Terörsüz Türkiye sürecinde önemli bir adım daha
- GİRİŞ28.10.2025 09:13
- GÜNCELLEME28.10.2025 09:13
1 Ekim 2024’te Türkiye Büyük Millet Meclisi’nin açılışında MHP Genel Başkanı Devlet Bahçeli’nin DEM Parti heyetine el uzatmasıyla başlayan yeni dönemin yankıları devam ediyor. Ardından 8 Ekim’deki grup toplantısında Bahçeli’nin DEM Partisi’ne “Türkiye partisi olun” çağrısı, 15 Ekim’de terör örgütü elebaşı Abdullah Öcalan’a yönelik “terörün bittiğini ilan et, örgütünü tasfiye et” çağrısı, sürecin yönünü belirleyen kritik mesajlardı.
22 Ekim’de bu çağrı yinelendi. 29 Aralık’ta ise Bahçeli, Türk-Kürt kardeşliğini yeniden güçlendirmek için tüm siyasi çevrelerin dar, dönemsel hesaplara takılmadan inisiyatif alması gerektiğini vurguladı. Bu açıklamaları takiben 27 Şubat 2025’te Öcalan’ın örgütüne “silah bırakma ve fesih” çağrısı yapması, 11 Temmuz’da sembolik silah yakma törenlerinin düzenlenmesi ve 4 Ağustos’ta TBMM’de “Terörsüz Türkiye Komisyonu”nun kurulması, sürecin ciddi bir aşamaya geldiğini gösterdi.
Ancak bölgesel dinamikler bu ilerlemeyi zorlaştırdı. İsrail ve İran’ın sürece müdahil olmaları, PKK’nın Suriye kolu SDG’nin farklı pozisyonlar alması, çağrıların sahada tam karşılık bulmasını engelledi. Bu durum üzerine hem Cumhurbaşkanı Erdoğan hem de MHP lideri Bahçeli, örgüte yönelik yeni uyarılarda bulundu. Özellikle SDG’nin Suriye’deki varlığını sürdürmesi Ankara’da rahatsızlık yarattı. Sonuç olarak Bahçeli, Öcalan’ın yeniden devreye girmesi çağrısını yineledi.
Nihayet pazar günü PKK, Türkiye topraklarından çekildiğini ve “Medya Savunma Alanları” olarak adlandırdığı Zap, Metina, Hakurk ve Avaşin bölgelerinde varlığını sürdüreceğini açıkladı. Burada “medya” ifadesinin, örgütün bu coğrafi alanları tanımlamak için kullandığı bir terim olduğu belirtilmelidir.

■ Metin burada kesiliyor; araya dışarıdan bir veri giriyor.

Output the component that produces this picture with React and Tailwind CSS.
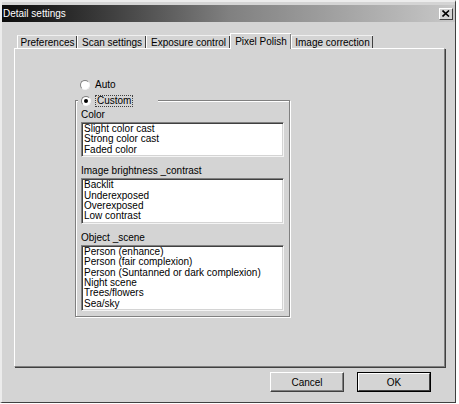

Diğer yandan, SDG’nin Suriye Devlet Başkanı Ahmet Şara yönetimiyle anlaşarak Suriye ordusuna entegre olma konusunda mutabakata vardığı bildirildi.
Yeni dönemin parametreleri
SDG-Suriye ordusu entegrasyonunun formülü henüz net değil. Silahlı unsurların statüsü, merkezi kontrole geçişin nasıl olacağı, dış aktörlerin pozisyonu ve rejim içi dengeler hâlâ belirsiz. Bu tablo, Türkiye açısından potansiyel güvenlik riskleri barındırıyor.
Türkiye, ABD ve Rusya üçlüsü arasındaki rekabet ve iş birliği dengesi Suriye hattında karmaşık biçimde devam ediyor. Bu ortamda Türkiye’nin sınır güvenliğini koruma kapasitesi, çok taraflı bir diplomasi sınavından geçiyor.
Uzun vadede bölgesel istikrar, sadece askeri değil; kurumsal entegrasyon, yerel güvenlik yapılanması ve siyasi meşruiyet temelleriyle sağlanabilecek. PKK’nın Türkiye sınır hattından çekilmesi ve SDG’nin Suriye ordusuna entegrasyon süreci, bölgenin stratejik haritasında yeni bir dönemi işaret ediyor.
Türkiye için bu süreç yalnızca bir güvenlik meselesi değil; aynı zamanda yatırım, enerji koridoru ve jeostratejik kazanım fırsatıdır.
Suriye için bu, sadece savaştan çıkış değil; egemen devlet yapısının yeniden inşasıdır.
Türkiye-KKTC hattı içinse bu, bir seçim meselesinden öte, stratejik bir varoluş mücadelesidir.
Sonuç olarak, bu sürecin başarısı güç gösterilerinden değil; kurumsal dönüşüm, sorumluluk paylaşımı, yerel temsil ve uluslararası koordinasyonla yürütülen stratejilerden geçecektir. Türkiye, bu yeni denkleme hazırlıklı olmalıdır.